PAPI can also be used to anonymously gather people’s opinions on controversial topics such as income inequality, race, and gender discrimination.
Paper and pencil interviews are also used in academic fields such as psychology, sociology, and education. For example, a psychologist can use paper and pencil interviews to investigate the relationship between stress and academic performance.
As an academic researcher, you can also use Paper-and-Pencil Interviewing (PAPI) to investigate student learning outcomes in a specific subject or topic. You can accomplish this by distributing the questionnaire to a sample of students and asking questions about their knowledge and understanding of the subject or topic.
Another good example is using Paper-and-Pencil Interviewing (PAPI) to investigate teacher attitudes toward technology integration in the classroom. To accomplish this, distribute a questionnaire to a sample of teachers and ask them questions about their beliefs, experiences, and practices regarding the use of technology in their classrooms.
As a health researcher, you could use Paper-and-Pencil Interviewing (PAPI) to study people’s perceptions of mental health as well as their health behaviors and habits. Simply distribute a questionnaire asking people about their health behaviors and habits to study these behaviors and habits.
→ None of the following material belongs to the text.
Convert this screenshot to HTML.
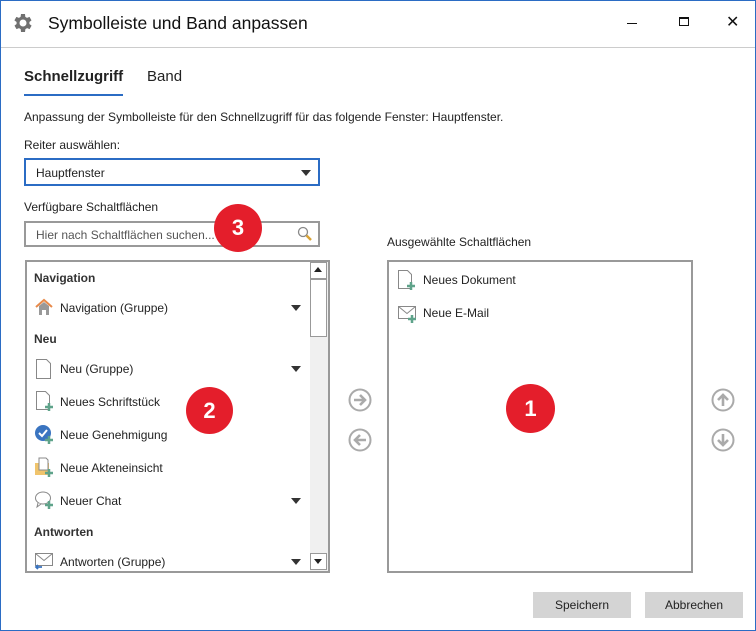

PAPI can also be used to collect information about health behaviors and attitudes such as diet, exercise habits, and health beliefs. A good example is distributing a questionnaire to pre-diabetic people about the measures they’ve taken to prevent diabetes.
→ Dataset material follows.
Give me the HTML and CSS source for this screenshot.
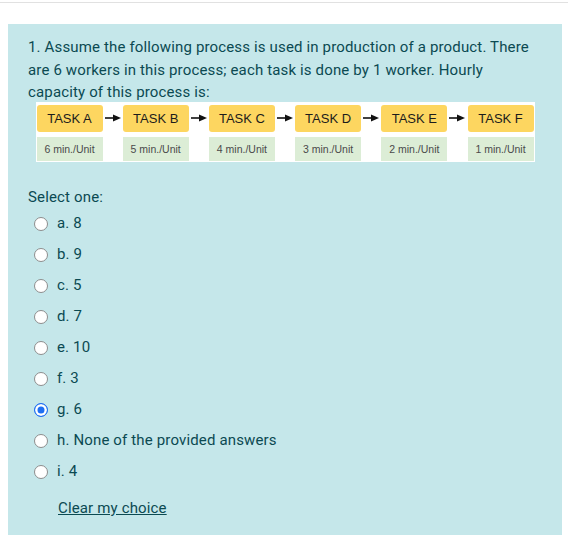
FILE: index.html
```html
<!DOCTYPE html>
<html>
<head>
<meta charset="utf-8">
<link rel="stylesheet" href="styles.css">
</head>
<body>
<div class="topline"></div>
<div class="formulation">
  <p class="qtext">1. Assume the following process is used in production of a product. There are 6 workers in this process; each task is done by 1 worker. Hourly capacity of this process is:</p>
  <div class="diagram">
    <div class="col"><div class="task">TASK A</div><div class="time">6 min./Unit</div></div>
    <div class="arrow"><svg width="20" height="10" viewBox="0 0 20 10"><line x1="2" y1="5" x2="12" y2="5" stroke="#111" stroke-width="1.6"/><path d="M10 1.5 L18 5 L10 8.5 Z" fill="#111"/></svg></div>
    <div class="col"><div class="task">TASK B</div><div class="time">5 min./Unit</div></div>
    <div class="arrow"><svg width="20" height="10" viewBox="0 0 20 10"><line x1="2" y1="5" x2="12" y2="5" stroke="#111" stroke-width="1.6"/><path d="M10 1.5 L18 5 L10 8.5 Z" fill="#111"/></svg></div>
    <div class="col"><div class="task">TASK C</div><div class="time">4 min./Unit</div></div>
    <div class="arrow"><svg width="20" height="10" viewBox="0 0 20 10"><line x1="2" y1="5" x2="12" y2="5" stroke="#111" stroke-width="1.6"/><path d="M10 1.5 L18 5 L10 8.5 Z" fill="#111"/></svg></div>
    <div class="col"><div class="task">TASK D</div><div class="time">3 min./Unit</div></div>
    <div class="arrow"><svg width="20" height="10" viewBox="0 0 20 10"><line x1="2" y1="5" x2="12" y2="5" stroke="#111" stroke-width="1.6"/><path d="M10 1.5 L18 5 L10 8.5 Z" fill="#111"/></svg></div>
    <div class="col"><div class="task">TASK E</div><div class="time">2 min./Unit</div></div>
    <div class="arrow"><svg width="20" height="10" viewBox="0 0 20 10"><line x1="2" y1="5" x2="12" y2="5" stroke="#111" stroke-width="1.6"/><path d="M10 1.5 L18 5 L10 8.5 Z" fill="#111"/></svg></div>
    <div class="col"><div class="task">TASK F</div><div class="time">1 min./Unit</div></div>
  </div>
  <div class="prompt">Select one:</div>
  <div class="answers">
    <label class="opt"><input type="radio" name="q"><span>a. 8</span></label>
    <label class="opt"><input type="radio" name="q"><span>b. 9</span></label>
    <label class="opt"><input type="radio" name="q"><span>c. 5</span></label>
    <label class="opt"><input type="radio" name="q"><span>d. 7</span></label>
    <label class="opt"><input type="radio" name="q"><span>e. 10</span></label>
    <label class="opt"><input type="radio" name="q"><span>f. 3</span></label>
    <label class="opt"><input type="radio" name="q" checked><span>g. 6</span></label>
    <label class="opt"><input type="radio" name="q"><span>h. None of the provided answers</span></label>
    <label class="opt"><input type="radio" name="q"><span>i. 4</span></label>
  </div>
  <div class="clear"><a href="#">Clear my choice</a></div>
</div>
</body>
</html>
```

FILE: styles.css
```css
html, body {
  margin: 0;
  padding: 0;
  background: #fff;
}
body {
  font-family: "Roboto", "Inter", sans-serif;
  font-size: 15px;
  letter-spacing: 0.15px;
  line-height: 22.5px;
  color: #0b4a52;
}
.topline {
  margin-top: 2px;
  height: 1px;
  background: #e1e1e1;
}
.formulation {
  margin: 21px 6px 0 8px;
  background: #c5e7ea;
  padding: 12px 20px 15px 20px;
}
.qtext {
  margin: 0;
}
.diagram {
  width: 497px;
  margin: -2px auto 0;
  background: #fff;
  padding: 3px 1px 1px 1px;
  display: flex;
  font-family: "Liberation Sans", Arial, sans-serif;
  letter-spacing: 0;
}
.col {
  width: 66px;
  display: flex;
  flex-direction: column;
  gap: 5px;
}
.task {
  height: 27px;
  background: #fdd660;
  border-radius: 3px;
  color: #1c1c1c;
  font-size: 13px;
  line-height: 27px;
  text-align: center;
}
.time {
  height: 24px;
  background: #dcedd6;
  color: #4a4a4a;
  font-size: 10.5px;
  line-height: 24px;
  text-align: center;
}
.arrow {
  flex: 1;
  height: 27px;
  display: flex;
  align-items: center;
  justify-content: center;
}
.arrow svg {
  display: block;
}
.prompt {
  margin-top: 24px;
}
.answers {
  display: flex;
  flex-direction: column;
}
.opt {
  height: 31px;
  display: flex;
  align-items: center;
  padding-left: 6px;
}
.opt input {
  appearance: none;
  -webkit-appearance: none;
  margin: 0 9px 0 0;
  width: 14px;
  height: 14px;
  border-radius: 50%;
  border: 1px solid #8d8d8d;
  background: #fff;
  box-sizing: border-box;
}
.opt input:checked {
  border: 1px solid #1f6ff2;
  background: #1f6ff2;
  box-shadow: inset 0 0 0 2.5px #fff;
}
.clear {
  margin-top: 10px;
  padding-left: 30px;
}
.clear a {
  color: #0b4a52;
  text-decoration: underline;
}
```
Paper and pencil interviews have some benefits over using online questionnaires, but it also has significant disadvantages including limited question types, data entry error, survey bias, and more. As a result, it’s mostly suitable for research with simple questions, and a very specific sample size.
Using online questionnaires, on the other hand, allows you to reach more people all over the world and quickly analyze the data gathered to draw valid conclusions. You also have more control over how questions appear to respondents.